My girlfriend spent years debating transition until deciding to work with her body rather than against it. She started lifting weights with the intent of building strong arms, a thick waist, a broad back. Her muscle means all the more because I know how hard she had to work for it. I see the pride in her eyes when she flexes for me, when she benches my bodyweight for sets. Her body is no longer a source of pain – it is an accomplishment in and of itself. On my part, I had to be given permission to find peace. When a close friend, a transwoman herself, told me she only desired biological women, so casually and so comfortably, a switch flipped inside of me. I didn’t know that was acceptable. I didn’t know that was okay

I sometimes think about the odds of my partner and I staying true to ourselves. The odds of us sitting through every conversation from every angle insinuating that we should change and still not giving in. The odds of us crawling through mediocre relationship after mediocre relationship and somehow finding each other. It took a decade’s worth of dates and shoddy relationships for me to meet someone I truly, truly, wanted. It took her even longer.
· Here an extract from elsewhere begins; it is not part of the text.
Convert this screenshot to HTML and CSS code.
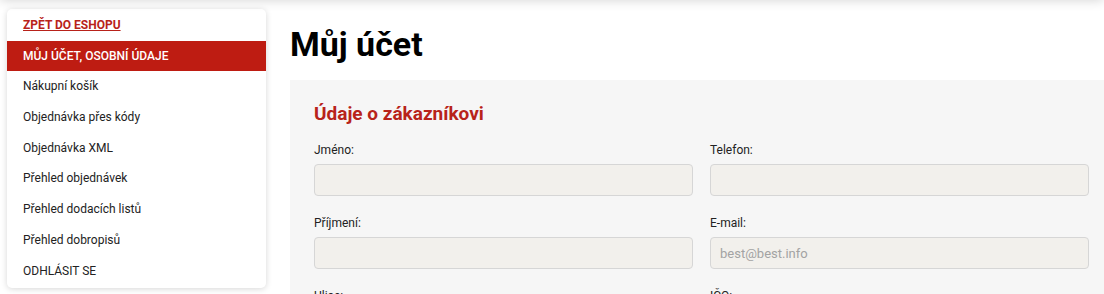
FILE: index.html
```html
<!DOCTYPE html>
<html lang="cs">
<head>
    <meta charset="UTF-8">
    <meta name="viewport" content="width=device-width, initial-scale=1.0">
    <title>Můj účet</title>
    <link rel="stylesheet" href="styles.css">
</head>
<body>
    <div class="top-shadow"></div>
    <div class="page">
        <aside class="sidebar">
            <a href="#" class="back">ZPĚT DO ESHOPU</a>
            <a href="#" class="active">MŮJ ÚČET, OSOBNÍ ÚDAJE</a>
            <a href="#">Nákupní košík</a>
            <a href="#">Objednávka přes kódy</a>
            <a href="#">Objednávka XML</a>
            <a href="#">Přehled objednávek</a>
            <a href="#">Přehled dodacích listů</a>
            <a href="#">Přehled dobropisů</a>
            <a href="#">ODHLÁSIT SE</a>
        </aside>

        <main>
            <h1>Můj účet</h1>
            <section class="panel">
                <h2>Údaje o zákazníkovi</h2>
                <div class="form-grid">
                    <div class="field">
                        <label>Jméno:</label>
                        <input type="text">
                    </div>
                    <div class="field">
                        <label>Telefon:</label>
                        <input type="text">
                    </div>
                    <div class="field">
                        <label>Příjmení:</label>
                        <input type="text">
                    </div>
                    <div class="field">
                        <label>E-mail:</label>
                        <input type="text" placeholder="best@best.info">
                    </div>
                    <div class="field">
                        <label>Ulice:</label>
                        <input type="text">
                    </div>
                    <div class="field">
                        <label>IČO:</label>
                        <input type="text">
                    </div>
                </div>
            </section>
        </main>
    </div>
</body>
</html>
```

FILE: styles.css
```css
html, body {
    margin: 0;
    padding: 0;
    height: 100%;
    overflow: hidden;
}

body {
    font-family: Roboto, "Liberation Sans", sans-serif;
    background-color: #ffffff;
    color: #1a1a1a;
    position: relative;
}

.top-shadow {
    position: absolute;
    top: -20px;
    left: 0;
    right: 0;
    height: 20px;
    box-shadow: 0 0 12px rgba(0, 0, 0, 0.18);
    z-index: 5;
}

.page {
    display: flex;
    align-items: flex-start;
    gap: 24px;
    padding: 9px 0 0 7px;
    width: 1130px;
}

.sidebar {
    width: 259px;
    flex-shrink: 0;
    background-color: #ffffff;
    border-radius: 5px;
    box-shadow: 0 1px 6px rgba(0, 0, 0, 0.16);
    padding: 0 0 2px;
    display: flex;
    flex-direction: column;
}

.sidebar a {
    display: block;
    height: 30.7px;
    line-height: 30.7px;
    padding: 0 16px;
    font-size: 12px;
    color: #222222;
    text-decoration: none;
}

.sidebar a.back {
    color: #b8221a;
    font-weight: 700;
    text-decoration: underline;
    padding-top: 1px;
}

.sidebar a.active {
    background-color: #be1c12;
    color: #ffffff;
    font-weight: 500;
}

main {
    width: 823px;
    flex-shrink: 0;
}

h1 {
    margin: 17px 0 17px;
    font-size: 34px;
    line-height: 37px;
    font-weight: 700;
    color: #000000;
}

.panel {
    background-color: #f6f6f6;
    padding: 22px 24px 24px;
}

h2 {
    margin: 0 0 17px;
    font-size: 19px;
    line-height: 24px;
    font-weight: 700;
    color: #b8231a;
}

.form-grid {
    display: grid;
    grid-template-columns: 379px 379px;
    column-gap: 17px;
    row-gap: 20px;
}

.field label {
    display: block;
    font-size: 12px;
    line-height: 14px;
    color: #222222;
    margin-bottom: 7px;
}

.field input {
    display: block;
    box-sizing: border-box;
    width: 100%;
    height: 32px;
    padding: 0 9px;
    font-family: Roboto, "Liberation Sans", sans-serif;
    font-size: 13px;
    background-color: #f2f0ec;
    border: 1px solid #d6d6d6;
    border-radius: 4px;
    outline: none;
}

.field input::placeholder {
    color: #a3a3a3;
}
```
I love my butch for all the things she is and all the things she is not. I love her for her courage and her kindness, I love her for her masculinity and her chivalry, I love her for those moments when, despite all the world has put her through, all the sharpness she carries as protection, she looks me in the eyes with such open vulnerability I would fight an entire army to keep her soul safe. Butch women, stone women, you are whole and complete and beautiful as you are, and there is nothing you need to change or fight or fix. I love you.